Function points are a measure of the functions—as in functionality—of a system, independent of how the software requirements are specified (natural language or formal notations), how the software is designed (structured or object-oriented), and how the software is implemented (programming language). The determination of the number of function points in a system depends on five parameters described by Albrecht (1983): external input types, external output types, logical internal file types, external interface file types, and external inquiry file types. In more modern terminology used by Futrell, Shafer, and Shafer (2002), these parameters can also be referred to as: inputs, outputs, data structures (files), interfaces, and inquiries. The following list provides brief definitions for each of the parameters.
- An external input is any object (data or control) that provided to the system, regardless of whether the source is a user or another system.
- An external output is any object that the system provides to an external recipient be it a user or another system. Reports produced for a user, messages displayed to a user, and messages sent to another system are examples of outputs.
- A data structure or internal file type is a structure maintained within the system to manage some logical grouping of information. A data structure may be some object in memory that maintains the data to be manipulated by the system.
- An interface is any data that crosses the system boundary: a file that resides outside the application or data structures received from or sent to other systems.
- An inquiry is an input-output pair where some request is made of the system and that request triggers a response by the system. One can think of an inquiry as an event triggered by a user (command) or another system (request) that results in an immediate response.
Upon identifying the parameters in the system, each parameter is classified as simple, average, or complex. For example, if the system has ten outputs, each of the ten outputs are individually classified as simple, average, or complex. The classifications are then used to determine the weight of each parameter. After counting and classifying the parameters in the system under consideration, a weighted sum of the parameters is taken to obtain the raw function point count.

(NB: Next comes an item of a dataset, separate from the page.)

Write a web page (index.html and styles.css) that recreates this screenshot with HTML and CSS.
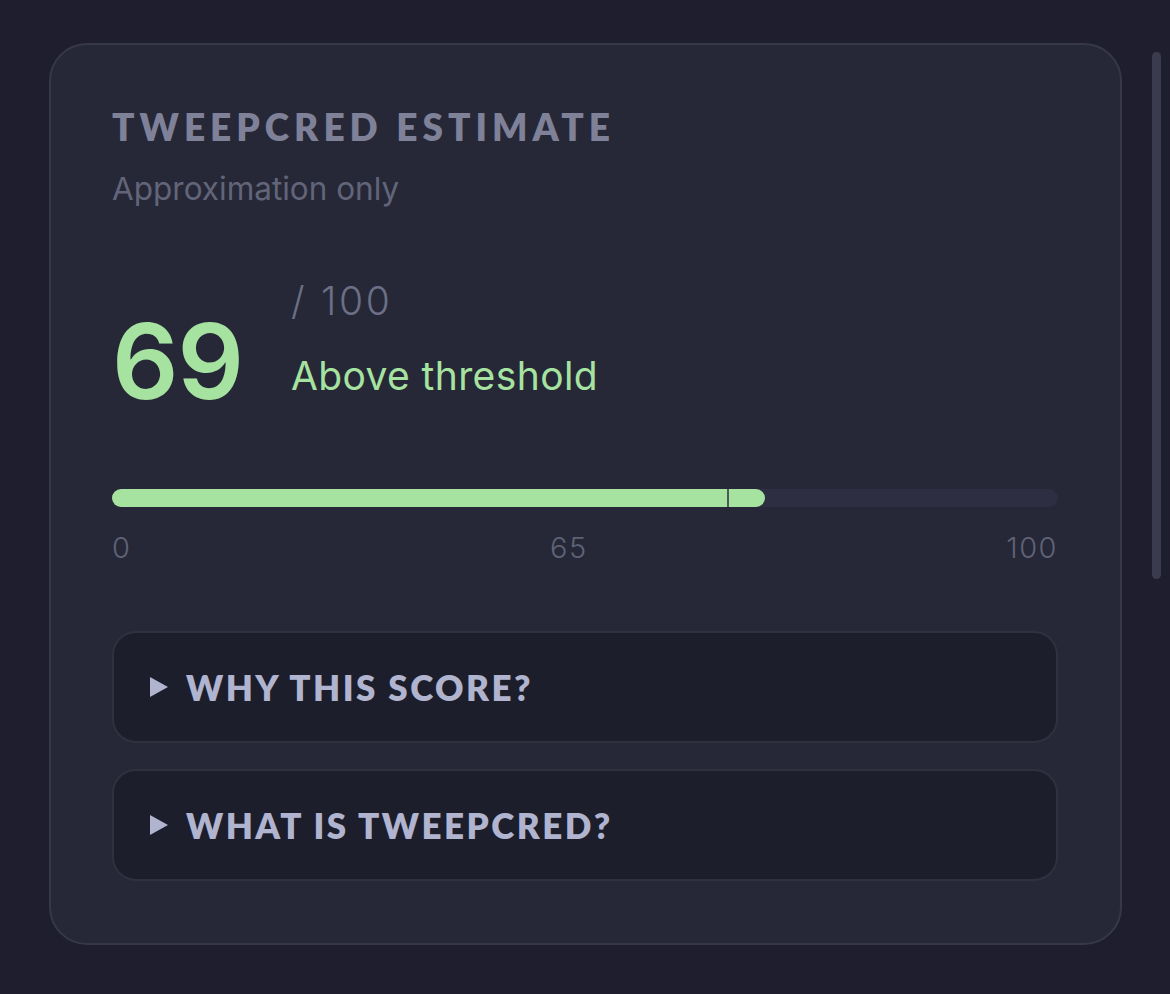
FILE: index.html
```html
<!DOCTYPE html>
<html>
<head>
<meta charset="utf-8">
<link rel="stylesheet" href="styles.css">
</head>
<body>
<div class="card">
  <div class="title">TWEEPCRED ESTIMATE</div>
  <div class="subtitle">Approximation only</div>
  <div class="score-row">
    <div class="score">69</div>
    <div class="score-side">
      <div class="out-of">/ 100</div>
      <div class="status">Above threshold</div>
    </div>
  </div>
  <div class="bar">
    <div class="bar-fill" style="width: 69%"></div>
    <div class="bar-marker" style="left: 65%"></div>
  </div>
  <div class="bar-labels">
    <span>0</span><span>65</span><span>100</span>
  </div>
  <details class="panel">
    <summary class="panel-summary"><span class="tri"></span>WHY THIS SCORE?</summary>
  </details>
  <details class="panel">
    <summary class="panel-summary"><span class="tri"></span>WHAT IS TWEEPCRED?</summary>
  </details>
</div>
<div class="scrollbar"><div class="thumb"></div></div>
</body>
</html>
```
FILE: styles.css
```css
html, body {
  margin: 0;
  background: #1e1e2e;
}
body {
  padding: 43px 49px;
  font-family: Inter, "Noto Sans", sans-serif;
  overflow: hidden;
  height: 994px;
  box-sizing: border-box;
}
.card {
  width: 1073px;
  box-sizing: border-box;
  background: #262837;
  border: 2px solid #363848;
  border-radius: 38px;
  padding: 60px 62px 62px 61px;
}
.title {
  font-family: Lato, sans-serif;
  font-weight: 800;
  font-size: 37px;
  line-height: 40px;
  letter-spacing: 0.135em;
  color: #7f8198;
  margin-top: 2px;
}
.subtitle {
  font-size: 31.5px;
  line-height: 38px;
  color: #626579;
  margin-top: 23px;
}
.score-row {
  display: flex;
  align-items: flex-start;
  gap: 48px;
  margin-top: 73px;
}
.score {
  font-size: 104px;
  font-weight: 600;
  line-height: 104px;
  color: #a6e3a1;
  letter-spacing: -0.01em;
  margin-top: 28px;
}
.score-side {
  display: flex;
  flex-direction: column;
  gap: 31px;
}
.out-of {
  font-size: 39px;
  font-weight: 300;
  line-height: 40px;
  letter-spacing: 0.07em;
  color: #6c6f85;
}
.status {
  font-size: 39px;
  line-height: 48px;
  letter-spacing: 0.01em;
  color: #a6e3a1;
}
.bar {
  position: relative;
  height: 18px;
  background: #2d2e42;
  border-radius: 9px;
  margin-top: 76px;
}
.bar-fill {
  height: 100%;
  background: #a6e3a1;
  border-radius: 9px;
}
.bar-marker {
  position: absolute;
  top: 0;
  bottom: 0;
  width: 2px;
  background: #4c5a58;
}
.bar-labels {
  display: flex;
  justify-content: space-between;
  font-size: 29px;
  font-weight: 300;
  line-height: 34px;
  letter-spacing: 1.5px;
  color: #5f6277;
  margin-top: 24px;
}
.panel {
  margin-top: 26px;
  background: #1d1e2c;
  border: 2px solid #30313f;
  border-radius: 24px;
}
.bar-labels + .panel {
  margin-top: 66px;
}
.panel-summary {
  list-style: none;
  display: flex;
  align-items: center;
  height: 108px;
  padding-left: 36px;
  font-family: Lato, sans-serif;
  font-weight: 800;
  font-size: 35px;
  letter-spacing: 0.07em;
  color: #b0b4cf;
}
.panel-summary::-webkit-details-marker {
  display: none;
}
.tri {
  width: 0;
  height: 0;
  border-top: 10.5px solid transparent;
  border-bottom: 10.5px solid transparent;
  border-left: 18px solid #b0b4cf;
  margin-right: 18px;
}
.scrollbar {
  position: fixed;
  top: 52px;
  left: 1152px;
  width: 9px;
  height: 527px;
}
.thumb {
  width: 100%;
  height: 100%;
  background: #3b3b4e;
  border-radius: 5px;
}
```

The raw function point count serves as the basis for the final function point count, but it first must be adjusted for environmental factors that can affect the size of the system, up to 35 percent (Jalote, 1997), due to increased complexity. There are 11 environmental factors that are taken into consideration: data communications, distributed processing, performance objectives, operation configuration load, transaction rate, online data entry, end user efficiency, online update, complex processing logic, reusability, installation ease, operational ease, multiple sites, and desire to facilitate change (Jalote, 1997). Each of these environmental factors are evaluated and determine the complexity adjustment factor (CAF). The number of raw function points multiplied by the CAF results in the final function point count, also referred to as the number of adjusted function points or delivered function points. Futrell, Shafer, and Shafer (2002) provide a summary of the steps described above to determine the number of (adjusted) function points in a system.
- Count the number of functions (parameters) in each category.
- Apply complexity weighting factors.
- Apply environmental factors.
- Calculate the complexity adjustment factor.
- Compute the adjusted function points.
As an optional last step, one can convert adjusted function points to lines of code. There are known conversion factors that help to estimate the number of lines of code in a particular programming language to implement one adjusted function point. Although it might seem counterintuitive to convert function points into lines of code after noting all of the deficiencies of size estimation by lines of code, this last step is often performed to provide additional insight into the software size estimate. An estimate in lines of code provide developers a sense of the size of the system as it is often easer to visualize scale in lines of code, rather than in function points. In addition, cost estimation models like the widely-known Constructive Cost Model (COCOMO) use lines of code as the estimation unit for its size input. Note however that there is distinct difference between estimating a system’s size directly in lines of code and estimating a system’s size by function points and then converting function points into lines of code. Estimating size in lines of code via function point analysis is less subjective than estimating size ad-hoc in lines of code.
Estimating software size through function point analysis provides a methodical and consistent means of gathering input for software project planning, particularly in determining an initial budget and schedule. Function point counts allows for tracking progress as the system is developed in terms of number of function points satisfied. Even during the maintenance phase of the software lifecycle, it can be an invaluable tool in understanding the scale of the system to be maintained and evaluating the impact of changes on the system to effectively plan for maintenance efforts.
Note to readers: Function point analysis is one, but not the only method of estimating software size. This article is meant as an introduction to the function point analysis, which is commonly mentioned in the literature and one of the more prevalent size estimation methods, used in conjunction with COCOMO to produce a cost estimate.
References
Albrecht, A. J., & Gaffney, J. E. (1983). Software function, source lines of code, and development effort prediction: A software science validation. IEEE Transactions on Software Engineering, 9(6), 639-648.
Futrell, R. T., Shafer, D. F., & Shafer, L. I. (2002). Quality Software Project Management. Upper Saddle River, NJ: Prentice Hall PTR.
Jalote, P. (1997). An Integrated Approach to Software Engineering (2nd ed.). New York, NY: Springer-Verlag.
Kernighan, B. W., & Pike, R. (1999). The Practice of Programming. Reading, MA: Addison Wesley.